What’s that mean you ask? Well let me tell you.
Dating is about having fun AND getting to know someone. When you start out dating it should be about fun and being casual. Stop setting yourself up for disappointment or setting up too high expectations.
Stage 1 of dating is about having fun and getting to know someone. And remember if you want to go slow, stay the hell out of bed.
Stage 2 is about becoming exclusive – we’re not going to see anyone else. I really like you and I want to focus on getting to know you better. This shouldn’t happen on a first, second or third date. It shouldn’t happen for about three months (and a good way to celebrate is to have sex!.) Oh and why three months. I’ve seen it over and over, couples become couples after one or two dates and then break up by month three. Think about it. I’m right.
Stage 3 is about pre-commitment. Think of it as an engagement period. You’ve decided that this woman is for you. You love her and you want to be with her forever. During pre-commitment you’re working out what its going to be like when you do live together. OMG, did I say that? You’re still not living together. Yes, I did say that.
Stage 4 – commitment!

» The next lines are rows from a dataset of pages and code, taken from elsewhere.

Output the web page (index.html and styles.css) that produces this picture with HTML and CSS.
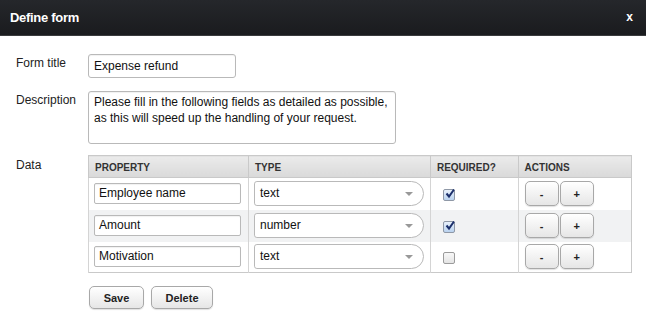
FILE: index.html
```html
<!DOCTYPE html>
<html>
<head>
<meta charset="utf-8">
<link rel="stylesheet" href="styles.css">
</head>
<body>
<div class="dialog">
  <div class="titlebar">
    <span class="title">Define form</span>
    <span class="close">x</span>
  </div>
  <div class="content">
    <div class="field">
      <label class="lbl">Form title</label>
      <div class="input title-input">Expense refund</div>
    </div>
    <div class="field desc">
      <label class="lbl">Description</label>
      <div class="input textarea">Please fill in the following fields as detailed as possible,<br>as this will speed up the handling of your request.</div>
    </div>
    <div class="field">
      <label class="lbl data-lbl">Data</label>
      <table class="grid">
        <thead>
          <tr>
            <th class="c-prop">PROPERTY</th>
            <th class="c-type">TYPE</th>
            <th class="c-req">REQUIRED?</th>
            <th class="c-act">ACTIONS</th>
          </tr>
        </thead>
        <tbody>
          <tr>
            <td><div class="input cell-input">Employee name</div></td>
            <td><div class="select">text<span class="arrow"></span></div></td>
            <td><span class="check on"><svg viewBox="0 0 12 12" width="12" height="12"><path d="M2.5 5.5 L5 8.5 L10 1.5" fill="none" stroke="#1b2f6b" stroke-width="2"/></svg></span></td>
            <td><div class="acts"><button class="btn small">-</button><button class="btn small">+</button></div></td>
          </tr>
          <tr class="alt">
            <td><div class="input cell-input">Amount</div></td>
            <td><div class="select">number<span class="arrow"></span></div></td>
            <td><span class="check on"><svg viewBox="0 0 12 12" width="12" height="12"><path d="M2.5 5.5 L5 8.5 L10 1.5" fill="none" stroke="#1b2f6b" stroke-width="2"/></svg></span></td>
            <td><div class="acts"><button class="btn small">-</button><button class="btn small">+</button></div></td>
          </tr>
          <tr>
            <td><div class="input cell-input">Motivation</div></td>
            <td><div class="select">text<span class="arrow"></span></div></td>
            <td><span class="check"></span></td>
            <td><div class="acts"><button class="btn small">-</button><button class="btn small">+</button></div></td>
          </tr>
        </tbody>
      </table>
    </div>
    <div class="buttons">
      <button class="btn">Save</button>
      <button class="btn">Delete</button>
    </div>
  </div>
</div>
</body>
</html>
```

FILE: styles.css
```css
* { box-sizing: border-box; }
html, body { margin: 0; padding: 0; background: #fff; }
body { font-family: "Liberation Sans", Arial, sans-serif; font-size: 12px; color: #222; width: 646px; height: 328px; overflow: hidden; }
.titlebar {
  height: 36px;
  background: linear-gradient(#25272b, #1a1b1e);
  border-bottom: 1px solid #3a3b3d;
  display: flex;
  align-items: center;
  justify-content: space-between;
  padding: 0 12px 1px 10px;
}
.title { color: #fff; font-weight: bold; font-size: 13px; letter-spacing: -0.3px; }
.close { color: #fff; font-weight: bold; font-size: 12px; margin-right: 1px; }
.content { padding: 18px 14px 0 16px; }
.field { display: flex; align-items: flex-start; margin-bottom: 13px; }
.field.desc { margin-bottom: 11px; }
.lbl { width: 72px; flex: none; font-size: 12px; color: #222; padding-top: 2px; }
.input {
  border: 1px solid #b9b9b9;
  border-radius: 3px;
  background: #fff;
  font-size: 12px;
  color: #111;
  padding: 4px 5px;
  line-height: 14px;
  box-shadow: inset 0 1px 1px rgba(0,0,0,0.06);
}
.title-input { width: 148px; height: 24px; }
.textarea { width: 308px; height: 53px; padding: 2px 5px; line-height: 16px; }
.data-lbl { padding-top: 3px; }
.grid {
  border-collapse: collapse;
  width: 544px;
  border: 1px solid #c9c9c9;
  font-size: 12px;
}
.grid th {
  height: 22px;
  background: linear-gradient(#ebebeb, #d9d9d9);
  text-align: left;
  font-size: 10px;
  font-weight: bold;
  color: #333;
  padding: 1px 6px 0;
  border-left: 1px solid #c9c9c9;
  border-bottom: 1px solid #c9c9c9;
}
.c-prop { width: 160px; }
.c-type { width: 182px; }
.c-req { width: 88px; }
.c-act { width: 114px; }
.grid td { height: 32px; padding: 0 5px; border-left: 1px solid #d4d4d4; vertical-align: middle; }
.grid tr:last-child td { height: 31px; }
.grid tr.alt td { background: #f1f2f3; }
.cell-input { width: 147px; height: 21px; padding: 2px 4px; line-height: 15px; border-radius: 2px; }
.select {
  position: relative;
  width: 170px;
  height: 25px;
  border: 1px solid #b9b9b9;
  border-radius: 3px 13px 13px 3px;
  background: #fff;
  padding: 4px 5px;
  line-height: 15px;
  color: #111;
}
.arrow {
  position: absolute;
  right: 10px;
  top: 10px;
  width: 0; height: 0;
  border-left: 4px solid transparent;
  border-right: 4px solid transparent;
  border-top: 4px solid #999;
}
.check {
  display: inline-block;
  width: 12px; height: 12px;
  margin-left: 7px;
  margin-top: 3px;
  border: 1px solid #8f98a6;
  border-radius: 2px;
  background: linear-gradient(#e9f1fb, #b9d2ef);
  position: relative;
  vertical-align: middle;
}
.check svg { position: absolute; left: 0; top: -2px; }
.check:not(.on) { background: linear-gradient(#f8f8f8, #e4e4e4); border-color: #9b9b9b; }
.acts { display: flex; gap: 1px; padding-left: 1px; }
.btn {
  font-family: "Liberation Sans", Arial, sans-serif;
  font-weight: bold;
  font-size: 11px;
  color: #222;
  background: linear-gradient(#ffffff, #e6e6e6);
  border: 1px solid #a8a8a8;
  border-radius: 5px;
  box-shadow: 0 1px 1px rgba(0,0,0,0.12);
  height: 23px;
  padding: 0 10px;
  cursor: pointer;
}
.btn.small { width: 34px; height: 25px; padding: 0; }
.buttons { display: flex; gap: 7px; padding-left: 73px; margin-top: 2px; }
.buttons .btn:first-child { width: 55px; }
.buttons .btn:last-child { width: 62px; }
```
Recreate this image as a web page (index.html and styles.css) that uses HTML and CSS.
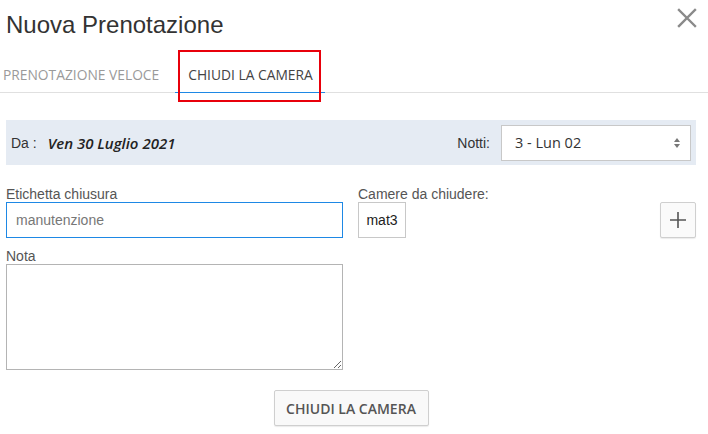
FILE: index.html
```html
<!DOCTYPE html>
<html lang="it">
<head>
<meta charset="utf-8">
<title>Nuova Prenotazione</title>
<link rel="stylesheet" href="styles.css">
</head>
<body>
<div class="modal">
  <div class="header">
    <h1 class="title">Nuova Prenotazione</h1>
    <svg class="close" width="20" height="20" viewBox="0 0 20 20" aria-label="Chiudi">
      <path d="M2 2 L18 18 M18 2 L2 18" stroke="#8a8a8a" stroke-width="2.4" stroke-linecap="square" fill="none"/>
    </svg>
  </div>
  <div class="tabs">
    <div class="tab tab-first">PRENOTAZIONE VELOCE</div>
    <div class="tab tab-active">CHIUDI LA CAMERA<span class="highlight"></span></div>
  </div>

  <div class="band">
    <div class="from">
      <span class="from-label">Da :</span>
      <span class="from-date">Ven 30 Luglio 2021</span>
    </div>
    <div class="nights">
      <span class="nights-label">Notti:</span>
      <div class="select">
        <span>3 - Lun 02</span>
        <svg width="8" height="12" viewBox="0 0 8 12">
          <path d="M4 1 L7 5 L1 5 Z M4 11 L7 7 L1 7 Z" fill="#777"/>
        </svg>
      </div>
    </div>
  </div>

  <div class="form-row">
    <div class="col-left">
      <label class="label">Etichetta chiusura</label>
      <div class="input">manutenzione</div>
      <label class="label label-nota">Nota</label>
      <textarea class="textarea"></textarea>
    </div>
    <div class="col-right">
      <label class="label">Camere da chiudere:</label>
      <div class="rooms">
        <div class="room">mat3</div>
        <button class="plus" aria-label="Aggiungi">
          <svg width="18" height="18" viewBox="0 0 18 18">
            <path d="M9 1 V17 M1 9 H17" stroke="#555" stroke-width="1.6" fill="none"/>
          </svg>
        </button>
      </div>
    </div>
  </div>

  <div class="actions">
    <button class="submit">CHIUDI LA CAMERA</button>
  </div>
</div>
</body>
</html>
```

FILE: styles.css
```css
* { box-sizing: border-box; }
html, body { margin: 0; padding: 0; background: #fff; }
body { font-family: "Liberation Sans", Arial, sans-serif; color: #333; }

.modal { width: 708px; height: 434px; overflow: hidden; }

.header {
  display: flex;
  justify-content: space-between;
  align-items: flex-start;
  padding: 13px 11px 0 6px;
}
.title {
  margin: 0;
  font-family: "Liberation Sans", Arial, sans-serif;
  font-weight: normal;
  font-size: 24px;
  line-height: 24px;
  color: #333;
}
.close { margin-top: -5px; }

.tabs {
  display: flex;
  margin-top: 21px;
  border-bottom: 1px solid #e0e0e0;
}
.tab {
  font-family: "Open Sans", sans-serif;
  font-size: 13.8px;
  line-height: 34px;
  height: 35px;
  color: #9a9a9a;
  white-space: nowrap;
  margin-bottom: -1px;
  border-bottom: 1px solid transparent;
}
.tab-first { padding: 0 16px 0 3px; }
.tab-active {
  position: relative;
  padding: 0 12px 0 13px;
  color: #444;
  border-bottom-color: #1e88e5;
}
.highlight {
  position: absolute;
  left: 3px;
  right: 4px;
  top: -8px;
  height: 52px;
  border: 2px solid #e8000b;
}

.band {
  margin: 27px 12px 0 6px;
  height: 45px;
  background: #e5ebf3;
  display: flex;
  align-items: center;
  justify-content: space-between;
  padding: 0 5px 0 5px;
}
.from { display: flex; align-items: center; }
.from-label { font-size: 14px; color: #333; }
.from-date {
  margin-left: 11px;
  font-family: "Open Sans", sans-serif;
  font-style: italic;
  font-weight: 600;
  font-size: 15px;
  color: #222;
}
.nights { display: flex; align-items: center; }
.nights-label { font-size: 14px; color: #333; margin-right: 11px; }
.select {
  width: 190px;
  height: 36px;
  background: #fff;
  border: 1px solid #c8c8c8;
  display: flex;
  align-items: center;
  justify-content: space-between;
  padding: 0 9px 0 13px;
  font-family: "Open Sans", sans-serif;
  font-size: 14.5px;
  color: #333;
}

.form-row {
  display: flex;
  margin: 21px 12px 0 6px;
}
.col-left { width: 337px; display: flex; flex-direction: column; }
.col-right { flex: 1; margin-left: 15px; display: flex; flex-direction: column; }
.label {
  font-size: 14px;
  line-height: 16px;
  color: #555;
}
.label-nota { margin-top: 10px; }
.input {
  height: 36px;
  border: 1px solid #1e88e5;
  padding: 0 9px;
  display: flex;
  align-items: center;
  font-size: 14px;
  color: #777;
}
.textarea {
  display: block;
  width: 337px;
  height: 106px;
  margin: 0;
  border: 1px solid #b4b4b4;
  resize: both;
  font-family: "Liberation Sans", Arial, sans-serif;
}
.rooms { display: flex; justify-content: space-between; align-items: flex-start; }
.room {
  width: 48px;
  height: 36px;
  border: 1px solid #c8c8c8;
  display: flex;
  align-items: center;
  justify-content: center;
  font-size: 14px;
  color: #222;
}
.plus {
  width: 36px;
  height: 36px;
  margin: 0;
  padding: 0;
  background: #fafafa;
  border: 1px solid #cfcfcf;
  border-radius: 2px;
  box-shadow: 0 1px 1px rgba(0,0,0,0.08);
  display: flex;
  align-items: center;
  justify-content: center;
}

.actions {
  display: flex;
  justify-content: center;
  margin: 20px 12px 0 6px;
}
.submit {
  height: 36px;
  width: 155px;
  margin: 0;
  padding: 0;
  background: #f9f9f9;
  border: 1px solid #cfcfcf;
  border-radius: 2px;
  box-shadow: 0 1px 1px rgba(0,0,0,0.08);
  font-family: "Open Sans", sans-serif;
  font-weight: 600;
  font-size: 14px;
  color: #555;
}
```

You’re living together, having great sex, maybe you live somewhere you can marry and you’re settling down baby!
Are you shaking your head and wondering how is it even possible to wait that long for sex or to make a binding commitment. Well for many gay girls it’s near impossible to wait. So that’s why we see our friends breaking up so often and that’s why you are breaking up so often. You move too fast. And if it’s the woman you are dating who is moving too fast is because it’s all she knows. Help her out and tell her you’ve set some boundaries around how you date. And you don’t want your world or your heart blown up. That’s a good thing!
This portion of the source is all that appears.